The Kanga offers multiple attachment points on its webbing ladders for the Velcro straps, and it's versatile. It can also hold luggage higher than the bar, unlike traditional bags, which is a bonus for anyone short of space above the front wheel.
Read our review of the Alpkit Kanga handlebar harness
Things to know about bar bags
Whether you're on a multi-day adventure or just out for a ride for the day, the empty space between the handlebar and the front wheel is just begging to be made useful. That's where bar bags come in, giving you a way of carrying stuff so that it's easily to hand.
The handlebar is a favourite place to carry light, bulky items like a sleeping bag, a bivvy bag or the fabric parts of a lightweight tent. Bikepacking bar bags are usually tailored for this and comprise a waterproof stuff sack with some way of attaching it to the bar. Look out for valves for squishing out excess air and extra pockets so you can keep cash and passport easily to hand.
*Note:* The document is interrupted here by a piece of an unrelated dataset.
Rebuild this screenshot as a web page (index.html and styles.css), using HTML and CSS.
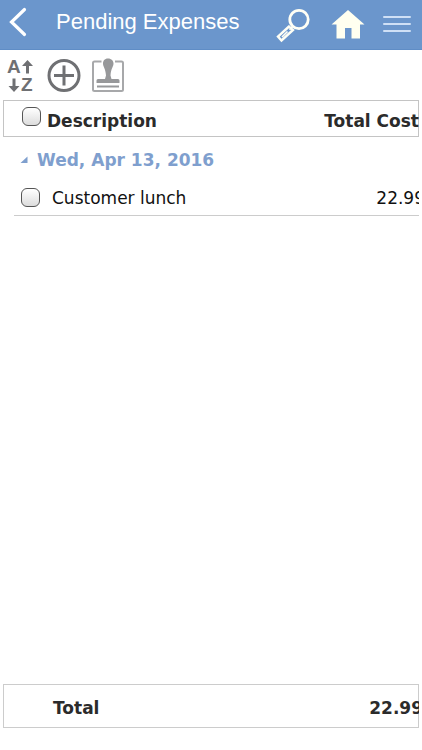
FILE: index.html
```html
<!DOCTYPE html>
<html lang="en">
<head>
<meta charset="utf-8">
<meta name="viewport" content="width=device-width, initial-scale=1">
<title>Pending Expenses</title>
<link rel="stylesheet" href="styles.css">
</head>
<body>
<header class="bar">
  <button class="icon-btn" aria-label="Back">
    <svg width="36" height="50" viewBox="0 0 36 50"><path d="M24.500 9.500 11.500 22 24.500 34.500" fill="none" stroke="#fff" stroke-width="3.200" stroke-linecap="round"/></svg>
  </button>
  <h1 class="title">Pending Expenses</h1>
  <nav class="actions">
    <button class="icon-btn" aria-label="Search">
      <svg width="36" height="50" viewBox="0 0 36 50"><g fill="none" stroke="#fffff5"><circle cx="24" cy="19.500" r="9.200" stroke-width="2.800"/><path d="M14 26.500 3 36.500 6.500 40.500 18 30Z" stroke-width="2.400"/><path d="M7 37 12.500 31.500M14.500 29.800 18 26.200" stroke-width="1.600"/></g></svg>
    </button>
    <a class="icon-btn" href="#home" aria-label="Home">
      <svg width="36" height="50" viewBox="0 0 36 50"><path d="M19 10 35.500 24.500H31V38.500H22.500V28H16V38.500H7.500V24.500H2.500Z" fill="#fffff0"/></svg>
    </a>
    <button class="icon-btn" aria-label="Menu">
      <svg width="28" height="50" viewBox="0 0 28 50"><path d="M1 17H27M1 24H27M1 31H27" stroke="#cfe0f6" stroke-width="2" stroke-linecap="round"/></svg>
    </button>
  </nav>
</header>
<main class="page">
  <div class="toolbar">
    <button class="icon-btn" aria-label="Sort">
      <svg class="sort" width="30" height="36" viewBox="0 0 30 36"><g fill="#6f7073"><text x="1" y="15">A</text><text x="15" y="33">Z</text><path d="M21.500 2 27 8H23V15.500H20V8H16ZM8 34 2.500 28H6.500V20.500H9.500V28H13.500Z"/></g></svg>
    </button>
    <button class="icon-btn" aria-label="Add">
      <svg width="34" height="36" viewBox="1 0 34 36"><g fill="none" stroke="#6f7073" stroke-width="3"><circle cx="18" cy="17.500" r="15"/><path d="M8 17.500H28M18 7.500V27.500"/></g></svg>
    </button>
    <button class="icon-btn" aria-label="Submit for approval">
      <svg width="33" height="36" viewBox="1 0 33 36"><path d="M10.500 3.500H3.500Q2 3.500 2 5V31.500Q2 33 3.500 33H30.500Q32 33 32 31.500V5Q32 3.500 30.500 3.500H24" fill="none" stroke="#a7a8aa" stroke-width="2"/><path d="M17 .500C13.500 .500 12 3 12 5.500 12 9 14.500 10 15 17.500L14 21H7Q5.500 21 5.500 22.500V25H28.500V22.500Q28.500 21 27 21H20.500L19.500 17.500C20 10 22.500 9 22.500 5.500 22.500 3 20.500 .500 17 .500Z" fill="#97989a"/><path d="M6 28.500H28" stroke="#97989a" stroke-width="2"/></svg>
    </button>
  </div>
  <table class="expenses">
    <thead>
      <tr class="row head">
        <td class="check"><input type="checkbox" aria-label="Select all expenses"></td>
        <th class="name" scope="col">Description</th>
        <th class="cost" scope="col">Total Cost</th>
      </tr>
    </thead>
    <tbody>
      <tr class="row group">
        <th scope="rowgroup" colspan="3"><button class="group-btn"><svg width="8" height="8" viewBox="0 0 8 8"><path d="M7.500 .500V7H.500Z" fill="#7f9fce"/></svg>Wed, Apr 13, 2016</button></th>
      </tr>
      <tr class="row item">
        <td class="check"><input type="checkbox" id="lunch"></td>
        <td class="name"><label for="lunch">Customer lunch</label></td>
        <td class="cost">22.99</td>
      </tr>
    </tbody>
    <tfoot>
      <tr class="row total">
        <th class="name" scope="row">Total</th>
        <td class="cost">22.99</td>
      </tr>
    </tfoot>
  </table>
</main>
</body>
</html>
```
FILE: styles.css
```css
* {
  box-sizing: border-box;
}

body {
  display: flex;
  flex-direction: column;
  min-height: 100vh;
  margin: 0;
  overflow-x: hidden;
  background: #fff;
  color: #2b2b2b;
  font: 17px/24px Verdana, "DejaVu Sans", sans-serif;
}

button {
  padding: 0;
  border: 0;
  background: none;
  color: inherit;
  font: inherit;
}

svg {
  display: block;
}

.icon-btn {
  display: block;
  flex: none;
}

.bar {
  display: flex;
  height: 50px;
  background: #6b96cc;
  border-bottom: 1px solid #5f8dc6;
}

.title {
  flex: 1;
  margin: 0;
  padding-left: 20px;
  color: #fff;
  font: 22px/44px "Liberation Sans", sans-serif;
  white-space: nowrap;
}

.actions {
  display: flex;
  gap: 18px;
  padding-right: 11px;
}

.page {
  display: flex;
  flex: 1;
  flex-direction: column;
  padding: 0 3px 22px;
}

.toolbar {
  display: flex;
  gap: 11px;
  height: 50px;
  padding: 8px 3px;
}

.sort {
  overflow: visible;
}

.sort text {
  font: bold 19px "Liberation Sans", sans-serif;
}

.expenses {
  display: flex;
  flex: 1;
  flex-direction: column;
  overflow: hidden;
}

thead,
tbody,
tfoot {
  display: block;
}

tbody {
  flex: 1;
}

.row {
  display: flex;
  align-items: center;
}

th,
td {
  padding: 0;
  text-align: left;
  white-space: nowrap;
}

.name {
  flex: 1;
}

.check {
  display: flex;
}

.check input {
  appearance: none;
  width: 19px;
  height: 19px;
  margin: 0;
  border: 1px solid #555;
  border-radius: 6px;
  background: linear-gradient(#fff, #dcdcdc);
}

.head {
  height: 37px;
  padding-left: 18px;
  border: 1px solid #c4c4c4;
}

.head .check {
  padding-bottom: 4px;
}

.head .name {
  padding: 4px 0 0 6px;
}

.head .cost {
  margin-right: -1px;
  padding-top: 4px;
}

.group {
  height: 43px;
  padding: 3px 0 0 17px;
  color: #7f9fce;
}

.group-btn {
  display: flex;
  align-items: center;
  gap: 9px;
}

.item {
  height: 36px;
  margin-left: 11px;
  padding-left: 7px;
  border-bottom: 1px solid #ccc;
  color: #111;
}

.item .name {
  padding-left: 12px;
}

.item .cost {
  margin-right: -6px;
}

.total {
  height: 44px;
  padding: 3px 0 0 49px;
  border: 1px solid #ccc;
  font-weight: bold;
}

.total .cost {
  margin-right: -5px;
}
```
Some bar bags simply strap to the handlebar, others have built-in spacer blocks to make room on the bar top for your hands, while still others have a separate bag and ‘holster’ so the bag can be easily removed from the bike. A few, like the Route Werks Handlebar Bag, have a specific mount that clamps to the bar and makes space for your hands.
The most important rule of handlebar bags is: don't overload them. Too much weight in a bar bag can affect your bike's handling, so while it's tempting to cram loads of gear into that 20-litre stuff sack, it's a bad idea.
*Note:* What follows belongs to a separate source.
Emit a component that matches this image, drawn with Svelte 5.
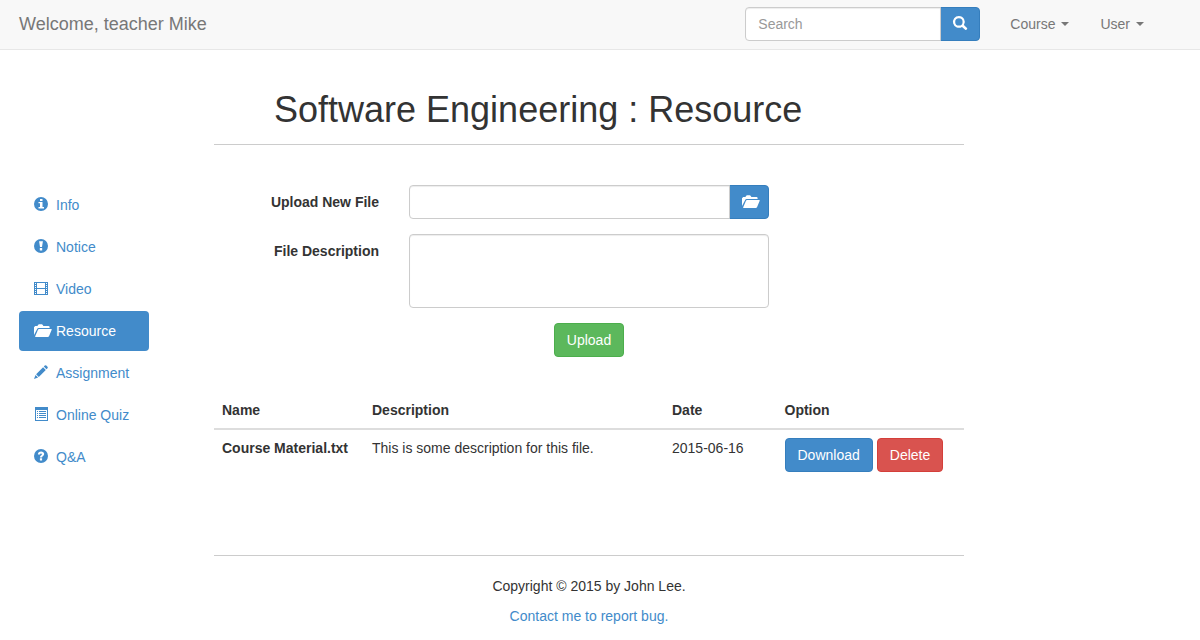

Handlebar bag sizes range from three litres up to twenty litres. Small ones are great for snacks, your phone and like that: things you want to hand without even having to get off the bike. As mentioned, big bar bags are for camping kit.
As well as the main compartment, you'll often find extra pockets inside and outside a bar bag, shock cords to attach a jacket, and straps or mounts for a smaller 'piggy-back' bag. How many of these extras you want is up to you. A bit of help organising your stuff can be nice, or you can just chuck it all in and rummage around for whatever you actually want.